Esta mañana se ha cancelado mi paisaje cotidiano. Dos grúas y seis operarios apenas han tardado dos horas en sacar de raíz el plátano de sombra. El séptimo hombre, que no participaba en el arboricidio, se fumaba un cigarro con una calma insoportable. El árbol ha caído con estilo, como el lánguido desmayo de una dama de alta sociedad en unas escaleras; su follaje ha amortiguado el golpe mientras la tierra se abría a sus pies. Más de veinte años de crecimiento fulminados. Ahora miro por la ventana y siento el eco de la nada. Esa desnudez. Ya no podré contemplar el baile de sus ramas. Algunas noches de verano me dejaba hipnotizar por las figuras que surgían con la brisa: una pareja besándose, un cardenal, una larga melena… como hago en las obras de Cy Twombly o Joan Hernández Pijuan, que, en un gesto de ilusionismo, esconden figuras y escenas entre sus pinceladas abstractas.
He contemplado cómo arrancaban sus raíces y las hojas amarillas se esparcían, no a modo de alfombra, sino de vómito. Había que ir a pedir vanas explicaciones. “Señora, por favor, no pase, que se le puede caer encima”, me han gritado los obreros, contrariados ante la presencia de una vecina excitada que se mete en asuntos de árboles derribados en una propiedad privada. La emocionalidad nos pierde; sin embargo, no queremos renunciar a ella.
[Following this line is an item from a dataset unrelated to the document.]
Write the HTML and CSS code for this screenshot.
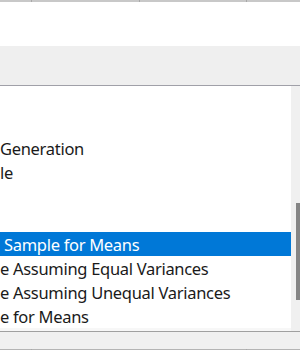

Esos sorbos de pena e indignación que nos queman la garganta y solo nos perjudican a nosotros mismos. Si mataran a un gato, ya verían, pero los árboles no tienen derechos, y, a no ser que seas Tita Cervera y te amarres a ellos en una genial perfomance reivindicativa, siempre perderás.
Este ha sido un año de demolición. Hemos visto cómo el mundo se tambaleaba y la vida se torcía. La muerte nos ha ceñido su mano a la cintura. Hemos enterrado a amigos y familiares. Y lo que parecía invariable –proyectos, negocios, relaciones, formas de vida– se ha demostrado cambiante. Nos hemos aislado, y hemos dejado de ver a los nuestros; nos hemos enganchado más al teléfono, nos ha costado levantarnos de la cama y hemos aguantado el hablar trastabillado de nuestros dirigentes, a quienes la nave se les hacía ingobernable. “La ciudadanía ejemplar”, dicen. A veces confundimos resignación con tristeza, pero, si te auscultas, sabrás que suelen ir juntas. La obligada renuncia a nuestros deseos, como dejar de ver al plátano frente a mi ventana, es una forma más de evaluar nuestra insignificancia. Aun así, seguiremos braceando, inútil y conmovedoramente, buscando un nuevo rincón de paisaje.